We come to church because like the Prodigal we realize that maybe there is something missing in our lives, or maybe we find our life as unsatisfactory or empty, and we wonder if maybe there is more to life –  something I am missing by just living for myself and for the world.  

Some of us may KNOW there is more to life than this world.

Some of us may merely BELIEVE there is more to life than this world has to offer.

Some of us may only HOPE there is more to life.

Some of us may only WISH there could be something more.   

What we share in common is that we all come to church looking to find and experience this something more.   That is the very basis of Christian community.  We share the one hope, the one faith, the one love that Jesus Christ is in fact the key which opens the door to God’s heavenly kingdom to us.

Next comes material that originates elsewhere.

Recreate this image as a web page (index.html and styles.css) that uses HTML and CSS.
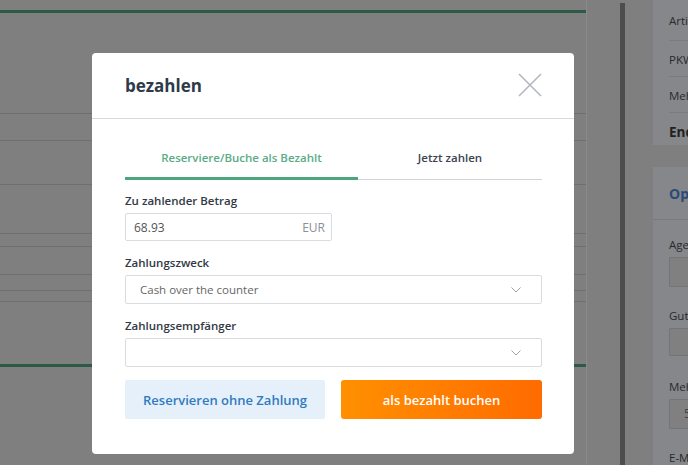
FILE: index.html
```html
<!DOCTYPE html>
<html lang="de">
<head>
<meta charset="utf-8">
<title>bezahlen</title>
<link rel="stylesheet" href="styles.css">
</head>
<body>
<div class="page">
  <div class="main">
    <div class="ln green h13"></div>
    <div class="ln h100"></div>
    <div class="ln h27"></div>
    <div class="ln h44"></div>
    <div class="ln h49"></div>
    <div class="ln h13"></div>
    <div class="ln h28"></div>
    <div class="ln h16"></div>
    <div class="ln h10"></div>
    <div class="ln green h65"></div>
  </div>
  <div class="track"><div class="thumb"></div></div>
  <aside class="sidebar">
    <div class="card card-top">
      <div class="srow">Artikel</div>
      <div class="srow">PKW</div>
      <div class="srow">Mehrwertsteuer</div>
      <div class="srow srow-total">Endpreis</div>
    </div>
    <div class="card card-opt">
      <div class="card-head">Optionen</div>
      <div class="card-body">
        <div class="slabel">Agentur</div>
        <div class="sinput"></div>
        <div class="slabel">Gutschein</div>
        <div class="sinput sinput-s"></div>
        <div class="slabel">Mehrwert</div>
        <div class="sinput">5</div>
        <div class="slabel">E-Mail</div>
      </div>
    </div>
  </aside>
</div>

<div class="modal">
  <div class="modal-head">
    <h1 class="modal-title">bezahlen</h1>
    <svg class="close" width="24" height="24" viewBox="0 0 24 24" aria-label="schließen">
      <path d="M1 1 L23 23 M23 1 L1 23" fill="none" stroke="#b3b8c0" stroke-width="1.6"/>
    </svg>
  </div>
  <div class="modal-body">
    <div class="tabs">
      <div class="tab tab-active">Reserviere/Buche als Bezahlt</div>
      <div class="tab">Jetzt zahlen</div>
    </div>

    <div class="label first">Zu zahlender Betrag</div>
    <div class="amount">
      <span class="amount-val">68.93</span>
      <span class="amount-cur">EUR</span>
    </div>

    <div class="label">Zahlungszweck</div>
    <div class="select">
      <span>Cash over the counter</span>
      <svg class="chev" width="10" height="6" viewBox="0 0 10 6"><path d="M0.5 0.5 L5 5 L9.5 0.5" fill="none" stroke="#9ea3aa" stroke-width="1"/></svg>
    </div>

    <div class="label">Zahlungsempfänger</div>
    <div class="select">
      <span></span>
      <svg class="chev" width="10" height="6" viewBox="0 0 10 6"><path d="M0.5 0.5 L5 5 L9.5 0.5" fill="none" stroke="#9ea3aa" stroke-width="1"/></svg>
    </div>

    <div class="actions">
      <button class="btn btn-light">Reservieren ohne Zahlung</button>
      <button class="btn btn-orange">als bezahlt buchen</button>
    </div>
  </div>
</div>
</body>
</html>
```

FILE: styles.css
```css
* { box-sizing: border-box; }
html, body { margin: 0; padding: 0; }
body {
  width: 688px;
  height: 465px;
  overflow: hidden;
  background: #7f7f7f;
  font-family: "Open Sans", "Liberation Sans", sans-serif;
  color: #2b2b2b;
}

.page { display: flex; height: 465px; width: 688px; overflow: hidden; }

.main {
  flex: none;
  width: 587px;
  border-right: 1px solid #8a8a8a;
  display: flex;
  flex-direction: column;
}
.ln { border-bottom: 1px solid #6f6f6f; flex: none; }
.ln.green { border-bottom: 3px solid #2d5a47; }
.h10 { height: 11px; }
.h13 { height: 13px; }
.h16 { height: 16px; }
.h27 { height: 27px; }
.h28 { height: 28px; }
.h44 { height: 44px; }
.h49 { height: 49px; }
.h65 { height: 65px; }
.h100 { height: 101px; }

.track { width: 66px; padding: 3px 0 0 33px; flex: none; }
.thumb { width: 5px; height: 462px; background: #4d4d4d; }

.sidebar {
  flex: 1;
  min-width: 0;
  overflow: hidden;
  display: flex;
  flex-direction: column;
  gap: 22px;
}
.card { background: #85878a; }
.card-top { padding-left: 16px; height: 145px; flex: none; }
.srow {
  height: 36px;
  border-bottom: 1px solid #7a7c7f;
  display: flex;
  align-items: center;
  font-size: 11.5px;
  white-space: nowrap;
  color: #2a2a2a;
  padding-top: 2px;
}
.srow:first-child { height: 41px; padding-top: 0; }
.srow-total { border-bottom: none; font-weight: 700; font-size: 13.5px; color: #222; }

.card-opt { flex: 1; }
.card-head {
  height: 53px;
  border-bottom: 1px solid #797b7e;
  padding-left: 16px;
  display: flex;
  align-items: center;
  font-weight: 700;
  font-size: 14px;
  color: #2c4a78;
  white-space: nowrap;
}
.card-body { padding: 16px 0 0 16px; }
.slabel { font-size: 11.5px; line-height: 18px; white-space: nowrap; color: #2a2a2a; }
.sinput {
  height: 30px;
  border: 1px solid #727477;
  border-right: none;
  border-radius: 2px 0 0 2px;
  background: #808080;
  margin: 3px 0 20px;
  font-size: 12px;
  color: #444;
  padding-left: 14px;
  line-height: 28px;
}
.sinput-s { height: 28px; margin-bottom: 22px; }

/* modal */
.modal {
  position: absolute;
  left: 92px;
  top: 53px;
  width: 482px;
  background: #fff;
  border-radius: 4px;
}
.modal-head {
  height: 66px;
  border-bottom: 1px solid #d6d9dd;
  display: flex;
  align-items: center;
  justify-content: space-between;
  padding: 0 32px 1px 33px;
}
.modal-title {
  margin: 0;
  font-size: 17px;
  font-weight: 700;
  color: #2e3a4a;
}
.close { display: block; }

.modal-body { padding: 21px 32px 35px 33px; }

.tabs {
  display: grid;
  grid-template-columns: 233px 1fr;
  border-bottom: 1px solid #cfd4d9;
}
.tab {
  position: relative;
  text-align: center;
  font-size: 11.5px;
  font-weight: 600;
  line-height: 18px;
  padding: 9px 0 12px;
  color: #3c4350;
}
.tab-active { color: #5aab86; }
.tab-active::after {
  content: "";
  position: absolute;
  left: 0; right: 0; bottom: -1px;
  height: 3px;
  background: #4da57e;
}

.label {
  font-size: 11.5px;
  font-weight: 600;
  line-height: 18px;
  color: #323944;
  margin: 13px 0 3px;
}
.label.first { margin-top: 12px; }

.amount {
  width: 207px;
  height: 28px;
  border: 1px solid #d9dde2;
  border-radius: 2px;
  display: flex;
  align-items: center;
  justify-content: space-between;
  padding: 0 6px 0 8px;
  font-size: 12px;
}
.amount-val { color: #555; }
.amount-cur { color: #8a8f96; }

.select {
  height: 29px;
  border: 1px solid #d9dde2;
  border-radius: 2px;
  display: flex;
  align-items: center;
  justify-content: space-between;
  padding: 0 20px 0 14px;
  font-size: 11.5px;
  color: #666;
}
.chev { display: block; }

.actions {
  display: grid;
  grid-template-columns: 200px 1fr;
  gap: 16px;
  margin-top: 13px;
}
.btn {
  height: 39px;
  border: none;
  font-family: inherit;
  font-size: 13px;
  font-weight: 600;
  cursor: pointer;
  padding: 0;
}
.btn-light { background: #e6f0fa; color: #2f7bbf; border-radius: 2px; }
.btn-orange {
  background: linear-gradient(90deg, #ff9000, #ff6b00);
  color: #fff;
  border-radius: 3px;
}
```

Whatever the reason, we come to church because life in the world is not 100% satisfactory, and for some there is really nothing in the world which is satisfactory at all!       So we each are a Prodigal, finding ourselves in an unsatisfactory condition in life and we seek for what it is we are missing.

I can spend all of God’s gifts to me on things of this world, and then realize I have nothing but this fallen, sinful and dying world to show for my efforts.  Or I can enjoy life as God’s gifts and blessings to me to be used in a godly manner and to be used in fellowship with my Heavenly Father and His other children.

And when like the Prodigal we realize that our life is unsatisfactory without the Father and without His family, when we realize being selfish does not open the door to something greater in life, then like the Prodigal we realize the way to the Kingdom is through reconciliation – with our Heavenly Father, but also with our earthly brothers and sisters. 

May your Lent be Spirit filled, and may you find the way back to the Father through heart changing repentance and reconciliation with your spiritual sisters and brothers.